Gokul C. Das
Baylor College of Medicine, USA
"Gokul C. Das, Ph.D., is a member of the faculty in the Department of Medicine at Baylor College of Medicine and of the center for AIDS research, Center for Drug Discovery and Dan-L Duncan Cancer Center. He is an Ex-Professor of the Department of Molecular Biology, University of Texas Health Science Center at Tyler. His long term interest is in biological carcinogenesis, both DNA and RNA viruses, and therapeutic development. He has published significantly in first rated journals, serves in the editorial boards and as reviewers of a number of journals of repute. He was a recipient of international guest scientist award from Japanese Government and a member of the biotechnology delegtion to China."

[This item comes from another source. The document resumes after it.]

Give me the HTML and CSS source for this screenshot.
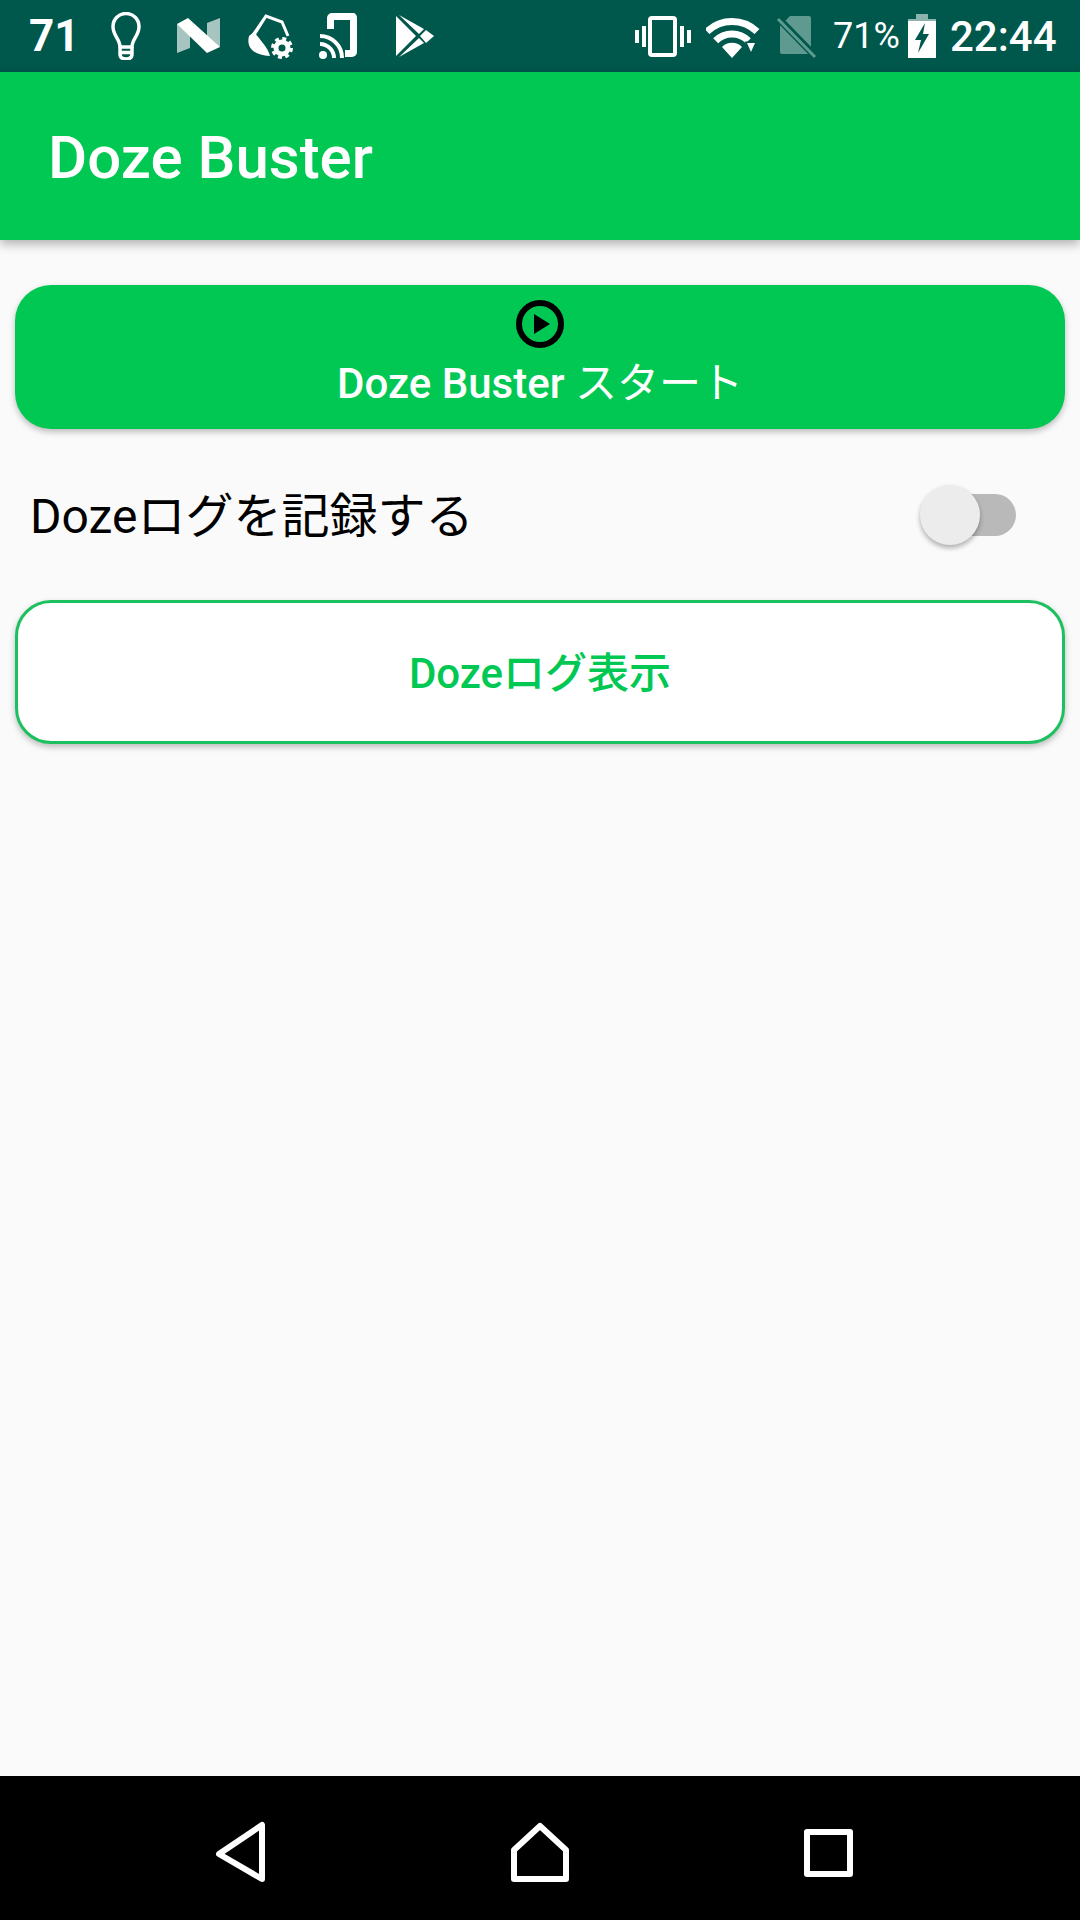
FILE: index.html
```html
<!DOCTYPE html>
<html lang="ja">
<head>
    <meta charset="UTF-8">
    <meta name="viewport" content="width=device-width, initial-scale=1.0">
    <title>Doze Buster</title>
    <link rel="stylesheet" href="styles.css">
</head>
<body>
    <div class="status-bar">
        <span class="notif-count">71</span>
        <svg class="slot" viewBox="0 0 48 48" fill="none" stroke="#fff" stroke-width="3.500">
            <path d="M18 35C18 27 11 24 11 14.500a13 13 0 0 1 26 0C37 24 30 27 30 35Z" stroke-linejoin="round"/>
            <path d="M18 35V42Q18 47 24 47T30 42V35M18 40.500H30"/>
        </svg>
        <svg class="slot" viewBox="0 0 48 48" fill="#fff">
            <polygon points="3,12 16,18 16,36 3,41" opacity="0.65"/>
            <polygon points="46,6 33,11 33,28 46,35" opacity="0.65"/>
            <polygon points="3,12 14,6 46,35 33,41"/>
        </svg>
        <svg class="slot" viewBox="0 0 48 48" fill="#fff">
            <path d="M3 24C0 36 8 43 24 44C22 36 16 30 8 20Z"/>
            <path d="M7 23L20 4L36 10L42 24M20 4L8 23C13 30 18 36 21 43" fill="none" stroke="#fff" stroke-width="3"/>
            <circle cx="36" cy="36" r="11" fill="#00574b"/>
            <circle cx="36" cy="36" r="6" fill="none" stroke="#fff" stroke-width="5"/>
            <circle cx="36" cy="36" r="9.500" fill="none" stroke="#fff" stroke-width="3" stroke-dasharray="4 3.460"/>
        </svg>
        <svg class="slot" viewBox="0 0 48 48" fill="none" stroke="#fff">
            <path d="M12.500 17V6A1.500 1.500 0 0 1 14 4.500H35A1.500 1.500 0 0 1 35.500 6V40A1.500 1.500 0 0 1 34 41.500H27" stroke-width="7"/>
            <circle cx="5" cy="43" r="4" fill="#fff" stroke="none"/>
            <path d="M2 32A14 14 0 0 1 16 46M2 24A22 22 0 0 1 24 46" stroke-width="4"/>
        </svg>
        <svg class="slot" viewBox="0 0 48 48" fill="#fff">
            <polygon points="6,4 6,44 26,24"/>
            <polygon points="9,3 29,22 34,17"/>
            <polygon points="9,45 29,26 34,31"/>
            <polygon points="36,18 44,24 36,31 30,24"/>
        </svg>

        <div class="status-right">
            <svg class="ic-vibrate" viewBox="0 0 56 48" fill="#fff">
                <rect x="15" y="6" width="25" height="37" rx="2" fill="none" stroke="#fff" stroke-width="4"/>
                <rect x="0" y="18" width="4" height="13"/>
                <rect x="7" y="14" width="4" height="21"/>
                <rect x="45" y="14" width="4" height="21"/>
                <rect x="52" y="18" width="4" height="13"/>
            </svg>
            <svg class="ic-wifi" viewBox="0 0 54 48" fill="none" stroke="#fff" stroke-width="7">
                <path d="M1 19.500A36 36 0 0 1 51 19.500M9.700 28.700A23 23 0 0 1 42.300 28.700"/>
                <path d="M26 46L16 35A14 14 0 0 1 36 35Z" fill="#fff" stroke="none"/>
                <polygon points="41,31 49,31 45,40" fill="#fff" stroke="#00574b" stroke-width="3" paint-order="stroke"/>
            </svg>
            <svg class="ic-sim" viewBox="0 0 44 48">
                <path d="M14 4H33Q35 4 35 6V40Q35 42 33 42H6Q4 42 4 40V14Z" fill="#5e9a90"/>
                <path d="M1 5L40 45" stroke="#00574b" stroke-width="7"/>
                <path d="M2 7L39 45" stroke="#5e9a90" stroke-width="3"/>
            </svg>
            <span class="batt-pct">71%</span>
            <svg class="ic-batt" viewBox="0 0 28 44">
                <path d="M8 0H20V5H28V14H0V5H8Z" fill="#fff" opacity="0.55"/>
                <rect y="7" width="28" height="37" fill="#fff"/>
                <polygon points="17,9 7,26 13,26 10,39 21,20 15,20" fill="#00574b"/>
            </svg>
            <span class="clock">22:44</span>
        </div>
    </div>

    <div class="app-bar">Doze Buster</div>

    <div class="content">
        <button class="btn btn-start">
            <svg class="play-icon" viewBox="0 0 48 48">
                <circle cx="24" cy="24" r="21" fill="none" stroke="#000" stroke-width="6"/>
                <polygon points="18,14 34,24 18,34" fill="#000"/>
            </svg>
            <span>Doze Buster <span class="cjk">スタート</span></span>
        </button>

        <div class="log-row">
            <span class="log-label">Dozeログを記録する</span>
            <div class="toggle"><div class="thumb"></div></div>
        </div>

        <button class="btn btn-log"><span class="log-text">Dozeログ表示</span></button>
    </div>

    <div class="nav-bar">
        <svg class="nav-icon" viewBox="0 0 60 60" fill="none" stroke="#fff" stroke-width="6" stroke-linejoin="round">
            <polygon points="9,31 52,2 52,56"/>
        </svg>
        <svg class="nav-icon nav-home" viewBox="0 0 60 60" fill="none" stroke="#fff" stroke-width="6" stroke-linejoin="round">
            <polygon points="30,3 56,27 56,56 4,56 4,27"/>
        </svg>
        <svg class="nav-icon nav-recent" viewBox="0 0 60 60" fill="none" stroke="#fff" stroke-width="6" stroke-linejoin="round">
            <rect x="8" y="9" width="43" height="42"/>
        </svg>
    </div>
</body>
</html>
```

FILE: styles.css
```css
* {
    box-sizing: border-box;
}

body {
    margin: 0;
    width: 1080px;
    height: 1920px;
    display: flex;
    flex-direction: column;
    background-color: #fafafa;
    font-family: Roboto, "Noto Sans CJK JP", sans-serif;
    overflow: hidden;
}

.status-bar {
    height: 72px;
    flex-shrink: 0;
    display: flex;
    align-items: center;
    background-color: #00574b;
    color: #fff;
}

.notif-count {
    width: 102px;
    padding-left: 29px;
    font-size: 44px;
    font-weight: 700;
}

.slot {
    width: 48px;
    height: 48px;
    margin-right: 24px;
}

.status-right {
    margin-left: auto;
    padding-right: 25px;
    display: flex;
    align-items: center;
}

.ic-vibrate {
    width: 56px;
    height: 48px;
    margin-right: 15px;
}

.ic-wifi {
    width: 54px;
    height: 48px;
    margin-right: 16px;
}

.ic-sim {
    width: 44px;
    height: 48px;
}

.batt-pct {
    width: 75px;
    margin-left: 13px;
    font-size: 36px;
}

.ic-batt {
    width: 28px;
    height: 44px;
    margin-right: 14px;
}

.clock {
    font-size: 42px;
    font-weight: 500;
    width: 105px;
}

.app-bar {
    height: 168px;
    flex-shrink: 0;
    display: flex;
    align-items: center;
    padding: 2px 0 0 48px;
    background-color: #00c853;
    color: #fff;
    font-size: 60px;
    font-weight: 500;
    box-shadow: 0 4px 10px rgba(0, 0, 0, 0.3);
    position: relative;
}

.content {
    flex: 1;
    display: flex;
    flex-direction: column;
    padding: 45px 15px 0;
}

.btn {
    height: 144px;
    width: 100%;
    border-radius: 36px;
    font-family: inherit;
    font-size: 42px;
    font-weight: 500;
    box-shadow: 0 3px 6px rgba(0, 0, 0, 0.25);
}

.btn-start {
    display: flex;
    flex-direction: column;
    align-items: center;
    padding: 15px 0 0;
    border: none;
    background-color: #00c853;
    color: #fff;
}

.cjk {
    font-weight: 400;
}

.play-icon {
    width: 48px;
    height: 48px;
    margin-bottom: 1px;
}

.log-row {
    height: 171px;
    display: flex;
    align-items: center;
    justify-content: space-between;
    padding: 0 49px 0 15px;
    font-size: 48px;
    color: #000;
}

.log-label {
    margin-bottom: 6px;
}

.toggle {
    position: relative;
    width: 84px;
    height: 42px;
    border-radius: 21px;
    background-color: #b9b9b9;
}

/* thumb sticks out over the track */
.thumb {
    position: absolute;
    left: -12px;
    top: -9px;
    width: 60px;
    height: 60px;
    border-radius: 50%;
    background-color: #ececec;
    box-shadow: 0 3px 5px rgba(0, 0, 0, 0.3);
}

.btn-log {
    border: 3px solid #1cc05f;
    background-color: #fff;
    color: #00c853;
}

.log-text {
    display: block;
    margin-bottom: 6px;
}

.nav-bar {
    height: 144px;
    flex-shrink: 0;
    display: flex;
    align-items: center;
    padding: 10px 0 0 210px;
    background-color: #000;
}

.nav-icon {
    width: 60px;
    height: 60px;
    overflow: visible;
}

.nav-home {
    margin-left: 240px;
}

.nav-recent {
    margin-left: 229px;
}
```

"Chronic hepatitis C virus (HCV) infection is considered as a metabolic disease; it induces insulin resistance (IR) as the pathogenic foundation for metabolic syndrome, type 2 diabetes milletus and liver diseases including hepatocellular carcinoma. Development of IR makes IFN-based therapy non-responsive. The molecular basis of IR and non-response to therapy is not well understood, but insulin receptor substrates (IRS-1 and IRS-2) mediated pathways are implicated. We hypothesize that both IRS’s are involved, IRS-1 through phosphorylation at Ser312, and IRS-2 through down regulation by mi RNAs. In persistently infected liver cell model, the pathways for glucose homeostasis (IRS-1-Akt-GSK-3-GS) and insulin signaling (IRS-1- PI-3K/Akt) are dysregulated and it also elicits autophagy as a contributory factor to IR. Inactivating phosphorylation of GSK-3β Ser 9 and of GS Ser641 is inhibited in IFN-cured cells. These pathways are activated early and interact as Beclin 1, its negative regulator Bcl-XL and IRS-1 Ser 312 are present in the same immunocomplex. The energy sensors mTOR and AMPK are also activated by phosphorylation and inhibited by IFN α. We find that IRS-2 is a possible target for miRNAs especially for hsa-let -7i/7e. In cells cured by IFNα, these are down regulated and is accompanied by the up regulation of several other mi RNAs related to IR, PI-3K-Akt or apoptosis pathway. Our results suggest that pathways leading to IR are activated early in infection and IRS-1/2 mediated pathways, with regulatory feed- back loops connecting GSK-3, are involved in the development of IR and therapeutic response."